╭─ Data section
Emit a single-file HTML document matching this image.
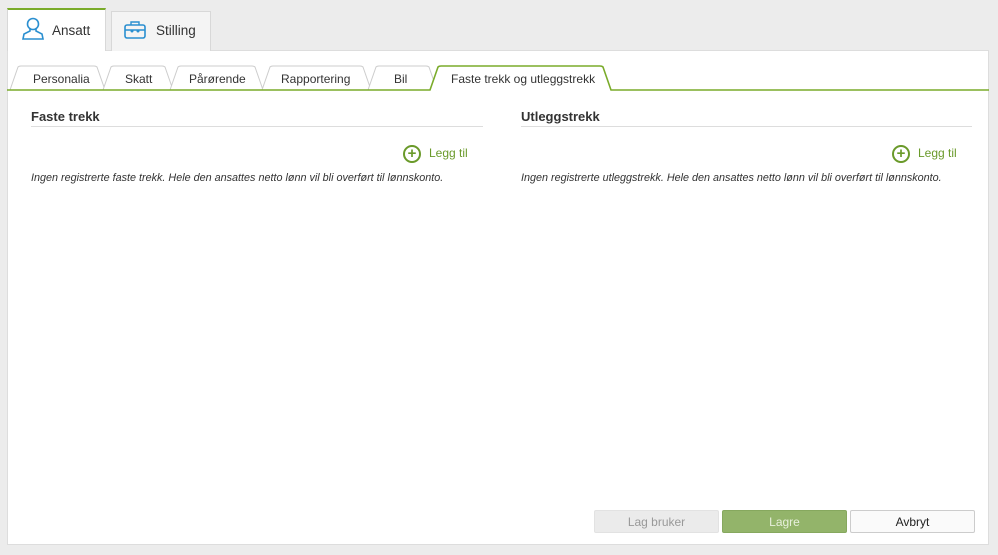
<!DOCTYPE html>
<html><head><style>
body{margin:0;width:998px;height:555px;background:#ececec;font-family:"Liberation Sans",sans-serif;position:relative;overflow:hidden}
.abs{position:absolute}
.panel{left:7px;top:50px;width:982px;height:495px;background:#fff;border:1px solid #ddd;box-sizing:border-box}
.tab{top:11px;height:40px;background:#f4f4f4;border:1px solid #d8d8d8;border-bottom:none;box-sizing:border-box;font-size:13.5px;color:#333;line-height:38px}
.h{font-size:13px;font-weight:bold;color:#333;top:109px}
.line{height:1px;background:#ddd;top:126px}
.it{font-size:10.8px;font-style:italic;color:#333;top:172px}
.add{top:144px;font-size:12px;color:#6a9a2a;line-height:18px}
.add span.c{display:inline-block;width:14px;height:14px;border:2px solid #6a9a2a;border-radius:50%;text-align:center;line-height:14px;font-size:15px;vertical-align:middle;margin-right:8px;font-weight:bold}
.btn{top:510px;height:23px;font-size:12px;text-align:center;line-height:23px;box-sizing:border-box;border-radius:2px}
</style></head><body>
<div class="abs panel"></div>
<div class="abs tab" style="left:7px;top:8px;width:99px;height:43px;background:#fff;border-top:2px solid #7aab2a;padding-left:44px;line-height:42px">Ansatt</div>
<svg class="abs" style="left:22px;top:17px" width="22" height="24" viewBox="0 0 22 24"><circle cx="11" cy="7" r="5.5" fill="none" stroke="#2a8fd0" stroke-width="1.6"/><path d="M8 12 L8 14 L2 17 L1 22 L21 22 L20 17 L14 14 L14 12" fill="none" stroke="#2a8fd0" stroke-width="1.6"/></svg>
<div class="abs tab" style="left:111px;width:100px;padding-left:44px">Stilling</div>
<svg class="abs" style="left:124px;top:20px" width="22" height="20" viewBox="0 0 22 20"><rect x="1" y="5" width="20" height="13" rx="2" fill="none" stroke="#2a8fd0" stroke-width="1.6"/><path d="M7 5V2h8v3M1 10h20" fill="none" stroke="#2a8fd0" stroke-width="1.4"/><circle cx="8" cy="11" r="1.5" fill="#2a8fd0"/><circle cx="14" cy="11" r="1.5" fill="#2a8fd0"/></svg>
<svg class="abs" style="left:0;top:60px" width="998" height="34" font-family="Liberation Sans" font-size="12" fill="#333">
<g fill="#fff" stroke="#ccc" stroke-width="1">
<path d="M10 30 L18 7 Q19 6 21 6 L94 6 Q96 6 97 7 L105 30"/>
<path d="M103 30 L111 7 Q112 6 114 6 L162 6 Q164 6 165 7 L173 30"/>
<path d="M170 30 L178 7 Q179 6 181 6 L252 6 Q254 6 255 7 L263 30"/>
<path d="M262 30 L270 7 Q271 6 273 6 L360 6 Q362 6 363 7 L371 30"/>
<path d="M368 30 L376 7 Q377 6 379 6 L426 6 Q428 6 429 7 L437 30"/>
</g>
<path d="M7 30 L430 30 L438 7 Q439 6 441 6 L600 6 Q602 6 603 7 L611 30 L989 30" fill="#fff" stroke="#7aab2a" stroke-width="1.6"/>
<text x="33" y="23">Personalia</text><text x="125" y="23">Skatt</text><text x="189" y="23">Pårørende</text><text x="281" y="23">Rapportering</text><text x="394" y="23">Bil</text><text x="451" y="23">Faste trekk og utleggstrekk</text>
</svg>
<div class="abs h" style="left:31px">Faste trekk</div>
<div class="abs line" style="left:31px;width:452px"></div>
<div class="abs add" style="left:403px"><span class="c">+</span>Legg til</div>
<div class="abs it" style="left:31px">Ingen registrerte faste trekk. Hele den ansattes netto lønn vil bli overført til lønnskonto.</div>
<div class="abs h" style="left:521px">Utleggstrekk</div>
<div class="abs line" style="left:521px;width:451px"></div>
<div class="abs add" style="left:892px"><span class="c">+</span>Legg til</div>
<div class="abs it" style="left:521px">Ingen registrerte utleggstrekk. Hele den ansattes netto lønn vil bli overført til lønnskonto.</div>
<div class="abs btn" style="left:594px;width:125px;background:#ebebeb;color:#999;border:1px solid #e2e2e2">Lag bruker</div>
<div class="abs btn" style="left:722px;width:125px;background:#93b46a;color:#e8f0dc;border:1px solid #86a85e">Lagre</div>
<div class="abs btn" style="left:850px;width:125px;background:#fafafa;color:#222;border:1px solid #ccc">Avbryt</div>
</body></html>
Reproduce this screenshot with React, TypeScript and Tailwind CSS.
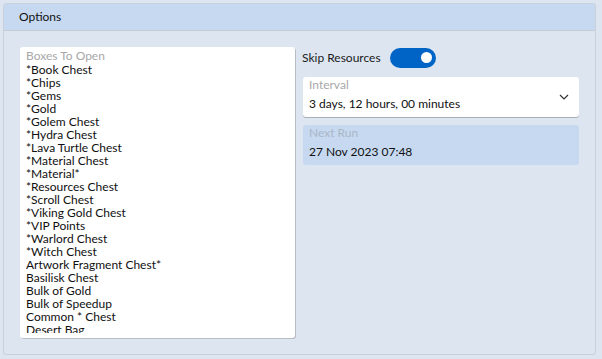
import React from "react";

const items = [
  "*Book Chest",
  "*Chips",
  "*Gems",
  "*Gold",
  "*Golem Chest",
  "*Hydra Chest",
  "*Lava Turtle Chest",
  "*Material Chest",
  "*Material*",
  "*Resources Chest",
  "*Scroll Chest",
  "*Viking Gold Chest",
  "*VIP Points",
  "*Warlord Chest",
  "*Witch Chest",
  "Artwork Fragment Chest*",
  "Basilisk Chest",
  "Bulk of Gold",
  "Bulk of Speedup",
  "Common * Chest",
  "Desert Bag",
  "Dragon Chest",
];

export default function App() {
  return (
    <div
      className="w-[602px] h-[359px] bg-[#dce5f0] pt-[3px] pl-[3px] overflow-hidden text-[12px] text-[#1b1b1b]"
      style={{ fontFamily: 'Lato, "Noto Sans", sans-serif' }}
    >
      <div className="w-[593px] h-[352px] border border-[#c9d0d9] rounded-[3px] flex flex-col overflow-hidden">
        <div className="h-[27px] shrink-0 bg-[#c6d9f0] border-b border-[#c4cbd4] flex items-center pl-[15px] text-[#111]">
          Options
        </div>
        <div className="flex flex-1 pt-[16px] pl-[16px] gap-[7px]">
          <div className="w-[275px] h-[291px] bg-white rounded-[3px] shadow-[1px_1px_0_#b9bec5] pl-[6px] pt-[1px]">
            <div className="h-[285px] overflow-hidden">
              <div className="h-[15px] leading-[15px] text-[#a8a8a8]">Boxes To Open</div>
              {items.map((it) => (
                <div key={it} className="h-[13px] leading-[13px] whitespace-nowrap text-[#101010]">
                  {it}
                </div>
              ))}
            </div>
          </div>
          <div className="w-[277px] flex flex-col">
            <div className="flex items-center h-[21px]">
              <span className="w-[88px]">Skip Resources</span>
              <div className="w-[46px] h-[20px] rounded-full bg-[#0064c6] flex items-center justify-end pr-[4px]">
                <div className="w-[11px] h-[11px] rounded-full bg-white" />
              </div>
            </div>
            <div className="mt-[9px] ml-[1px] w-[276px] h-[40px] bg-white rounded-[3px] shadow-[0_1px_0_#a9aeb5] relative pl-[6px]">
              <div className="h-[16px] leading-[16px] text-[#a8a8a8]">Interval</div>
              <div className="leading-[22px] text-[#111]">3 days, 12 hours, 00 minutes</div>
              <svg
                className="absolute right-[10px] top-[17px]"
                width="10"
                height="6"
                viewBox="0 0 10 6"
                fill="none"
              >
                <path d="M1 1 L5 5 L9 1" stroke="#333" strokeWidth="1.2" />
              </svg>
            </div>
            <div className="mt-[8px] ml-[1px] w-[276px] h-[40px] bg-[#c6d9f0] rounded-[3px] pl-[6px]">
              <div className="h-[16px] leading-[16px] text-[#aab7c7]">Next Run</div>
              <div className="leading-[22px] text-[#111]">27 Nov 2023 07:48</div>
            </div>
          </div>
        </div>
      </div>
    </div>
  );
}
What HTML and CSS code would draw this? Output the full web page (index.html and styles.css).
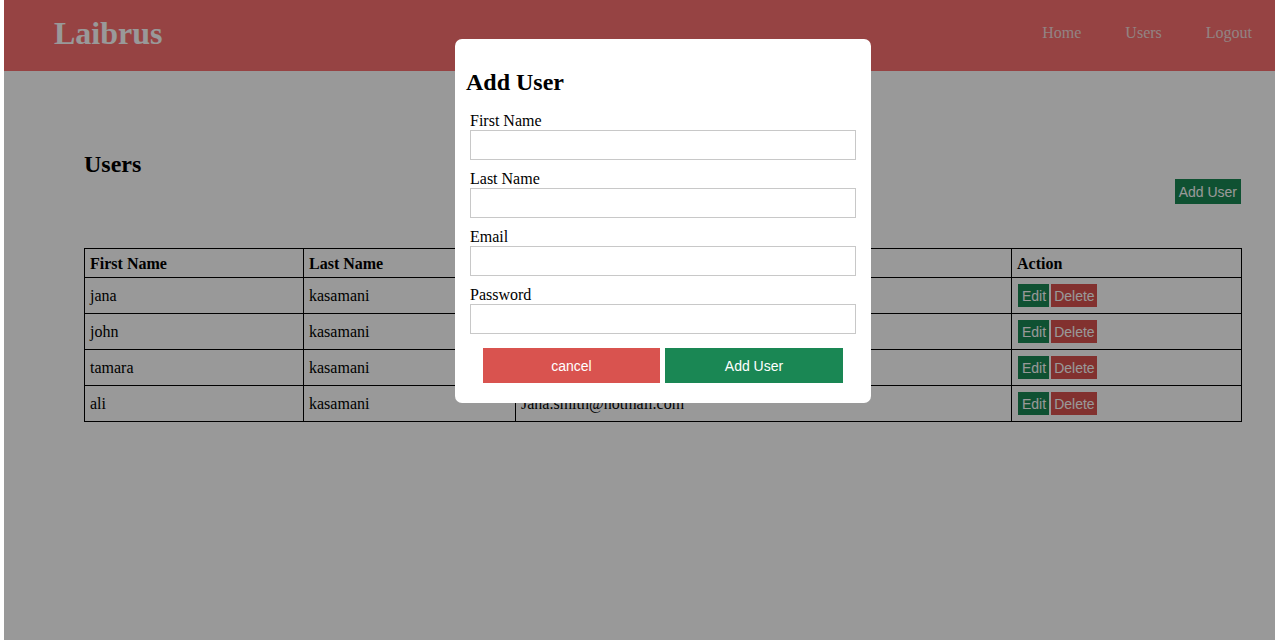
FILE: index.html
```html
<!DOCTYPE html>
<html lang="en">
<head>
<meta charset="utf-8">
<title>Laibrus - Users</title>
<link rel="stylesheet" href="styles.css">
</head>
<body>
<div class="page">
  <header class="topbar">
    <div class="logo">Laibrus</div>
    <nav class="nav">
      <a href="#">Home</a>
      <a href="#">Users</a>
      <a href="#">Logout</a>
    </nav>
  </header>
  <main class="content">
    <div class="toolbar">
      <h2 class="title">Users</h2>
      <button class="btn btn-green btn-add">Add User</button>
    </div>
    <table class="users">
      <colgroup>
        <col class="c1"><col class="c2"><col class="c3"><col class="c4">
      </colgroup>
      <thead>
        <tr><th>First Name</th><th>Last Name</th><th>Email</th><th>Action</th></tr>
      </thead>
      <tbody>
        <tr><td>jana</td><td>kasamani</td><td>Jana.smith@hotmail.com</td><td><div class="actions"><button class="btn btn-green btn-edit">Edit</button><button class="btn btn-red btn-del">Delete</button></div></td></tr>
        <tr><td>john</td><td>kasamani</td><td>Jana.smith@hotmail.com</td><td><div class="actions"><button class="btn btn-green btn-edit">Edit</button><button class="btn btn-red btn-del">Delete</button></div></td></tr>
        <tr><td>tamara</td><td>kasamani</td><td>Jana.smith@hotmail.com</td><td><div class="actions"><button class="btn btn-green btn-edit">Edit</button><button class="btn btn-red btn-del">Delete</button></div></td></tr>
        <tr><td>ali</td><td>kasamani</td><td>Jana.smith@hotmail.com</td><td><div class="actions"><button class="btn btn-green btn-edit">Edit</button><button class="btn btn-red btn-del">Delete</button></div></td></tr>
      </tbody>
    </table>
  </main>
</div>
<div class="overlay">
  <div class="modal">
    <h2 class="modal-title">Add User</h2>
    <form class="form">
      <label class="field"><span>First Name</span><input type="text"></label>
      <label class="field"><span>Last Name</span><input type="text"></label>
      <label class="field"><span>Email</span><input type="email"></label>
      <label class="field"><span>Password</span><input type="password"></label>
      <div class="modal-actions">
        <button type="button" class="mbtn mbtn-cancel">cancel</button>
        <button type="button" class="mbtn mbtn-ok">Add User</button>
      </div>
    </form>
  </div>
</div>
</body>
</html>
```
FILE: styles.css
```css
* { box-sizing: border-box; }
html, body { margin: 0; padding: 0; }
body {
  font-family: "Liberation Serif", "Times New Roman", serif;
  font-size: 16px;
  color: #000;
  background: #fff;
  height: 640px;
  overflow: hidden;
}
.page {
  margin-left: 4px;
  height: 640px;
  background: #fff;
}
.topbar {
  height: 71px;
  background: #fa7171;
  display: flex;
  align-items: center;
  justify-content: space-between;
  padding: 0 23px 0 50px;
}
.logo {
  font-weight: bold;
  font-size: 32px;
  color: #fff;
  margin-top: -4px;
}
.nav {
  display: flex;
  gap: 44px;
  margin-top: -5px;
}
.nav a {
  color: #f4dada;
  text-decoration: none;
  font-size: 16px;
}
.content {
  padding: 80px 33px 0 80px;
}
.toolbar {
  display: flex;
  justify-content: space-between;
  align-items: flex-start;
}
.title {
  margin: 0;
  font-size: 24px;
  font-weight: bold;
  line-height: 27px;
}
.btn {
  border: none;
  color: #fff;
  font-family: "Liberation Sans", Arial, sans-serif;
  font-size: 14px;
  height: 23px;
  padding: 0 3px;
  cursor: pointer;
}
.btn-green { background: #1a8754; }
.btn-red { background: #d9534f; }
.btn-edit { padding: 0 3px 0 4px; }
.btn-del { padding: 0 2px 0 3px; }
.btn-add {
  margin-top: 28px;
  margin-right: 1px;
  height: 25px;
  padding: 0 4px;
}
.users {
  margin-top: 44px;
  width: 1158px;
  border-collapse: collapse;
  table-layout: fixed;
}
.c1 { width: 219px; }
.c2 { width: 212px; }
.c3 { width: 496px; }
.c4 { width: 230px; }
.users th, .users td {
  border: 1px solid #000;
  text-align: left;
  padding: 5px 5px;
  vertical-align: middle;
}
.users th {
  height: 29px;
  line-height: 17px;
  padding: 5px 5px 4px;
}
.users td {
  height: 36px;
  line-height: 18px;
}
.actions {
  display: flex;
  gap: 2px;
  padding-left: 1px;
}
.overlay {
  position: fixed;
  top: 0;
  left: 4px;
  right: 0;
  bottom: 0;
  background: rgba(0, 0, 0, 0.4);
}
.modal {
  position: absolute;
  left: 451px;
  top: 39px;
  width: 416px;
  height: 364px;
  background: #fff;
  border-radius: 7px;
  padding: 0 11px;
}
.modal-title {
  margin: 30px 0 16px;
  font-size: 24px;
  line-height: 27px;
}
.form {
  padding: 0 4px;
}
.field {
  display: block;
  margin-bottom: 10px;
}
.field span {
  display: block;
  line-height: 18px;
}
.field input {
  display: block;
  width: 100%;
  height: 30px;
  border: 1px solid #c8c8c8;
  padding: 0 6px;
  font-size: 16px;
  margin: 0;
}
.modal-actions {
  display: flex;
  justify-content: center;
  gap: 5px;
  margin-top: 14px;
}
.mbtn {
  border: none;
  height: 35px;
  color: #fff;
  font-family: "Liberation Sans", Arial, sans-serif;
  font-size: 14px;
  cursor: pointer;
}
.mbtn-cancel { width: 177px; background: #d9534f; }
.mbtn-ok { width: 178px; background: #1a8754; }
```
╰─
Please list every line of the records that contains "full".

              <div className="w-[46px] h-[20px] rounded-full bg-[#0064c6] flex items-center justify-end pr-[4px]">
                <div className="w-[11px] h-[11px] rounded-full bg-white" />
What HTML and CSS code would draw this? Output the full web page (index.html and styles.css).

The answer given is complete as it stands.